Morgan, a second-grader at Drewry Mason Elementary, won first place for grades 2 and 3, and Blake, a fifth-grader at Drewry Mason, won first place for grades four and five.
Alex Scott, a second-grader at Mount Olivet Elementary, placed second and Delaney Burris, a third-grader at Drewry Mason, placed third for grades 2-3. Isaiah Neal, a fifth-grader at Rich Acres Elementary, placed second and Jonathan Dominguez, a fifth-grader at Sanville Elementary, placed third for grades 4-5.
Several hundred people viewed the projects submitted by the more than 80 school-level winners and attended the awards ceremony.
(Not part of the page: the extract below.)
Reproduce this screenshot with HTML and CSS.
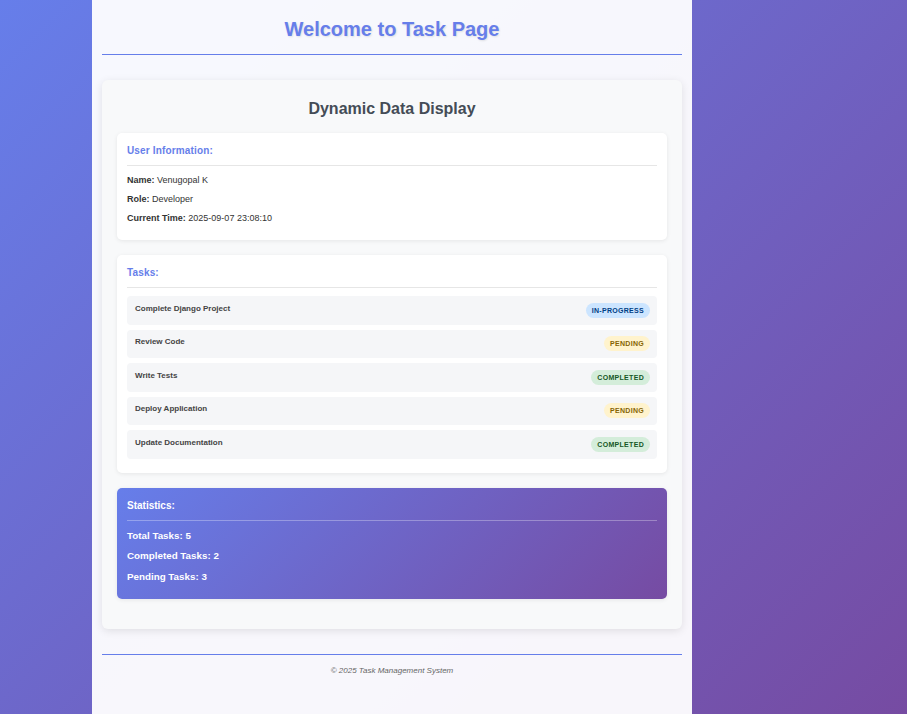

Morgan’s hypothesis was that hand soap would kill germs better than hand sanitizer or antibacterial soap, Morgan and her dad, Billy Craig, explained in an interview.
The hypothesis was tested by rubbing a Glo Germ gel on the hands, washing the hands with hand soap/hand sanitizer/antibacterial soap, and then shining the hands under an ultraviolet light to discover the remaining germs.
Antibacterial soap worked best, Morgan said.
“She definitely liked it and got into it,” Billy Craig said of the project.
Blake set “to find out why my shampoo does not lather very well when I shower at my house, as compared to when I shower at my grandma’s house,” his project stated. He compared well water, Public Service Authority water, bottled water and distilled water to find out which would lather best. He concluded that his well water does not lather as well as the other types of water. “Distilled water will lather the best because it has no minerals,” he wrote.
Doing the project, “I learned about science and public speaking,” Blake said in an interview.
Students not only had to identify a problem, gather data, formulate a hypothesis from the data and test the hypothesis, but they had to make a presentation about the project, schools Superintendent Jarred Cotton said. He added that a number of excited students at the science fair wanted to show him their projects. “I found myself wanting to find out (their conclusions).”
One of the things Blake learned about was variables, said his mother, Samantha Wilson, a science teacher at Magna Vista High School.
Other projects ranged from the effects of a tsunami on land, to comparing how various types of surfaces affect how high a basketball will bounce, to determining whether eco-friendly cleaners or chemical cleaners clean better, to determining whether cats are right- or left-handed, said Liz Motley, elementary curriculum facilitator for the district.